In 1926, Popular Mechanics ran a story detailing the process in which comic strips, such as Bull Runn, were printed in American newspapers.
“The story of the distribution, or syndicating of the features which appear simultaneously in papers throughout the country is a story of big business organization. . . . From the artist, the strip or page goes to the engraving department, is photographed on a copper plate, engraved, and prepared for the mechanical department.
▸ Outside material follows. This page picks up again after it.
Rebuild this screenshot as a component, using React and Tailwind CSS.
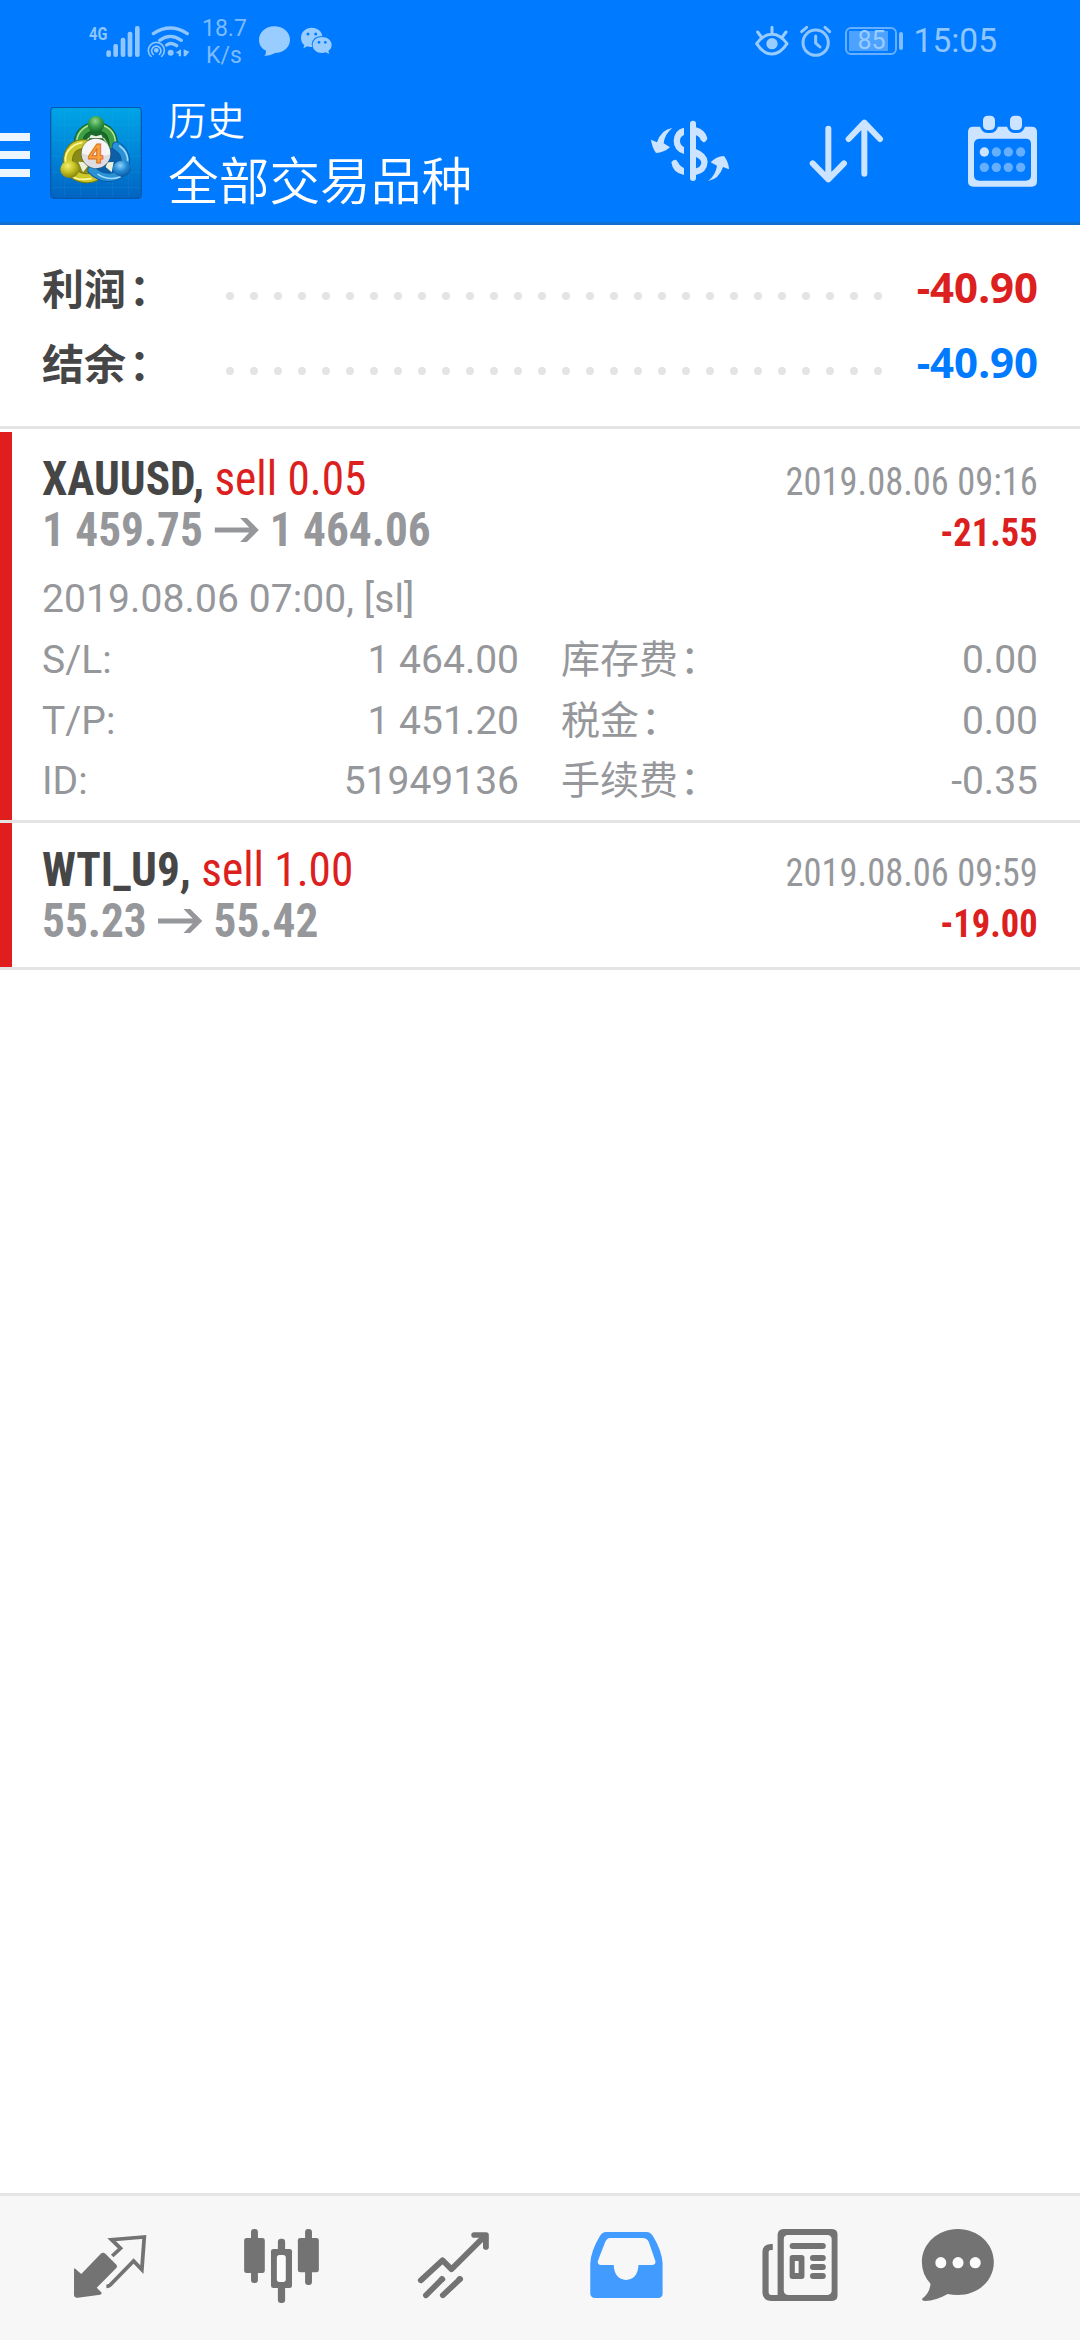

The next step is to transfer the engraving to a paper mold in which type metal is poured to produce the printing plate.”
A machine carrying rolls of blotting paper and other rolls of a special tissue paper automatically cuts off sheets somewhat larger than a newspaper page, pastes them together . . . sends the completed ‘mat’ or matrix through rollers which press out the excess paste and bind the parts firmly together and finally delivers the completed sheet to the drier.”
“. . . the dampened matrix is placed over the engraved plate, rolled in until it fills every indentation then covered with moistened blankets and placed in a steam heated press to dry the impression in place. . . . The cartoonist delivers a full week’s supply of strips at one time, and all are reproduced on one matrix, which is then clipped apart for convenience in mailing.
“At the newspaper plant the process is reversed. The mat is placed in a casting box, surrounded by containing walls just type-high and molten type metal poured in. The casting boxes are water-cooled and the hot metal chills so quickly that the tissue surface of the mat is hardly browned. The casting after being sawed to the proper size, is placed in the page form and made up along with the newspaper type.”–“How Cartoons are Syndicated,” Popular Mechanics, 45, no. 3 (March 1926): 451-55.